At a time when banks were screwing over Americans right and left, outlaw-bank robber John Dillinger became an unlikely hero across the United States.
July 22 was the 80th anniversary of John Dillinger’s violent death. During the Great Depression, due to his many bank robberies and escapes from prison, he became the burgeoning FBI’s Public Enemy #1.
Dillinger entered the crime world early on in his life. To impress a girl on a date, a young John Dillinger stole a car. When he was caught and the policeman didn’t believe his vague answers, Dillinger ran. Knowing it wouldn’t be safe to return home, he joined the Navy.
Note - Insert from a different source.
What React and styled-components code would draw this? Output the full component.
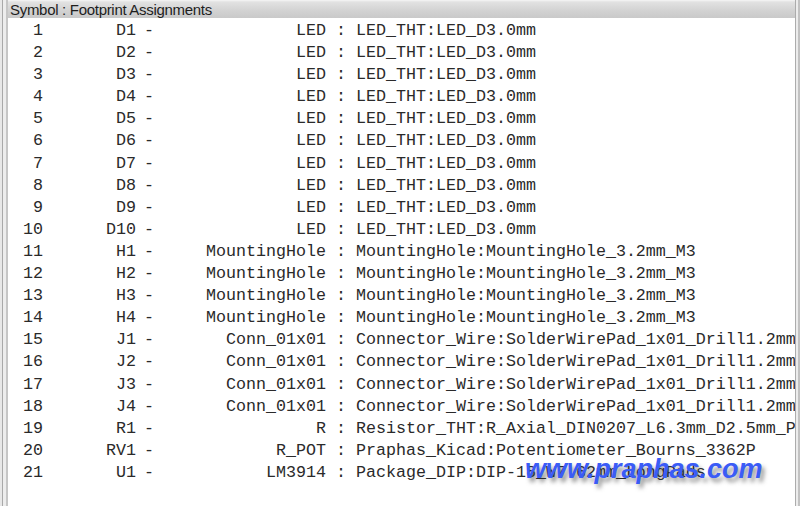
import React from 'react';
import styled, { createGlobalStyle } from 'styled-components';

const GlobalStyle = createGlobalStyle`
  html, body {
    margin: 0;
    padding: 0;
    overflow: hidden;
    background: #ffffff;
  }
`;

const Window = styled.div`
  position: relative;
  display: flex;
  width: 800px;
  height: 506px;
  overflow: hidden;
  background: #ffffff;
`;

const LeftEdge = styled.div`
  width: 8px;
  flex-shrink: 0;
  background: linear-gradient(
    to right,
    #e8e8e8 0, #e8e8e8 2px,
    #a9a9a9 2px, #a9a9a9 3px,
    #ededed 3px, #ededed 6px,
    #c6c6c6 6px, #c6c6c6 8px
  );
`;

const RightEdge = styled.div`
  width: 5px;
  flex-shrink: 0;
  background: linear-gradient(
    to right,
    #acacac 0, #acacac 1px,
    #ececec 1px, #ececec 3px,
    #c2c2c2 3px, #c2c2c2 5px
  );
`;

const Main = styled.div`
  flex: 1;
  min-width: 0;
  display: flex;
  flex-direction: column;
`;

const Header = styled.div`
  height: 18px;
  flex-shrink: 0;
  display: flex;
  align-items: center;
  padding-left: 2px;
  background: linear-gradient(#f6f6f6 0, #e2e2e2 2px, #d2d2d2 60%, #c9c9c9 100%);
  font-family: "Liberation Sans", Arial, sans-serif;
  font-size: 15px;
  letter-spacing: -0.3px;
  color: #1e1e1e;
  white-space: nowrap;
`;

const List = styled.div`
  flex: 1;
  overflow: hidden;
  padding-top: 2px;
  font-family: "Liberation Mono", "Courier New", monospace;
  font-size: 16.67px;
  color: #2a2a2a;
`;

const Row = styled.div`
  display: flex;
  height: 22.1px;
  line-height: 22px;
  white-space: nowrap;
`;

const Num = styled.span`
  width: 35px;
  flex-shrink: 0;
  text-align: right;
`;

const Ref = styled.span`
  width: 93px;
  flex-shrink: 0;
  text-align: right;
`;

const Dash = styled.span`
  width: 18px;
  flex-shrink: 0;
  text-align: right;
`;

const Value = styled.span`
  width: 172px;
  flex-shrink: 0;
  text-align: right;
`;

const Sep = styled.span`
  white-space: pre;
  flex-shrink: 0;
`;

const Footprint = styled.span`
  flex-shrink: 0;
`;

const Watermark = styled.div`
  position: absolute;
  left: 525px;
  top: 456px;
  font-family: "Liberation Sans", Arial, sans-serif;
  font-weight: bold;
  font-style: italic;
  font-size: 27px;
  line-height: 1;
  color: #3b5cf6;
  text-shadow: 3px 4px 4px rgba(60, 60, 60, 0.55);
  white-space: nowrap;
`;

const led = 'LED_THT:LED_D3.0mm';
const hole = 'MountingHole:MountingHole_3.2mm_M3';
const conn = 'Connector_Wire:SolderWirePad_1x01_Drill1.2mm';

const rows = [
  ['D1', 'LED', led],
  ['D2', 'LED', led],
  ['D3', 'LED', led],
  ['D4', 'LED', led],
  ['D5', 'LED', led],
  ['D6', 'LED', led],
  ['D7', 'LED', led],
  ['D8', 'LED', led],
  ['D9', 'LED', led],
  ['D10', 'LED', led],
  ['H1', 'MountingHole', hole],
  ['H2', 'MountingHole', hole],
  ['H3', 'MountingHole', hole],
  ['H4', 'MountingHole', hole],
  ['J1', 'Conn_01x01', conn],
  ['J2', 'Conn_01x01', conn],
  ['J3', 'Conn_01x01', conn],
  ['J4', 'Conn_01x01', conn],
  ['R1', 'R', 'Resistor_THT:R_Axial_DIN0207_L6.3mm_D2.5mm_P10.16mm_Horizontal'],
  ['RV1', 'R_POT', 'Praphas_Kicad:Potentiometer_Bourns_3362P'],
  ['U1', 'LM3914', 'Package_DIP:DIP-18_W7.62mm_LongPads'],
];

const App = () => (
  <>
    <GlobalStyle />
    <Window>
      <LeftEdge />
      <Main>
        <Header>Symbol : Footprint Assignments</Header>
        <List>
          {rows.map(([ref, value, fp], i) => (
            <Row key={ref}>
              <Num>{i + 1}</Num>
              <Ref>{ref}</Ref>
              <Dash>-</Dash>
              <Value>{value}</Value>
              <Sep>{' : '}</Sep>
              <Footprint>{fp}</Footprint>
            </Row>
          ))}
        </List>
      </Main>
      <RightEdge />
      <Watermark>www.praphas.com</Watermark>
    </Window>
  </>
);

export default App;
That didn’t last too long, though. Dillinger deserted the vessel some months after joining, and was eventually dishonorably discharged from the Navy. He then went back home to Mooresville, Indiana, where he then met a sixteen-year-old girl named Beryl Hovious. He married her in April 1924.
For extra cash that summer, he played shortstop for the Martinsville Athletics; he had the team’s highest batting average. On the ball field he met Edgar Singleton, an umpire and ex-con who helped plan Dillinger’s first robbery.
Singleton knew a local grocer who carried the day’s deposit down the street at the same time every day. Dillinger planned to grab the cash and run to Singleton’s car around the corner. Dillinger was packing a pistol and a handkerchief that held a large bolt.
He whacked the grocer on the head with the bolt, but to Dillinger’s chagrin it didn’t knock the fellow out. Instead, the elderly grocer grabbed for Dillinger’s gun; it went off in the scuffle. Dillinger was certain he’d shot the grocer (he hadn’t); he fled to Singleton’s getaway car, but it wasn’t there.
Both men were arrested. Singleton’s lawyer got him two to four years. Dillinger faced the judge alone and wound up with ten to twenty years in the Indiana State Reformatory.
This outsized sentence changed him. Years later, he wrote his father: “I know I have been a big disappointment to you but I guess I did too much time, for where I went in a carefree boy, I came out bitter toward everything in general … if I had gotten off more leniently when I made my first mistake this would never have happened.”
Despite his many love letters to her, Beryl divorced him while he was imprisoned on the grounds that he was a convicted felon. He was heartbroken. That feeling drove him to make a life-altering decision.
To join two friends who’d been moved there, Harry Pierpont and Homer Van Meter, Dillinger requested a transfer to Indiana State Prison, where he learned the ropes of crime from experienced criminals. Especially important was Walter Dietrich, later a member of the Dillinger gang, who instructed him in a precisely timed style of bank robbery.
Dillinger was released on parole in May 1933. By July 1934, he was dead.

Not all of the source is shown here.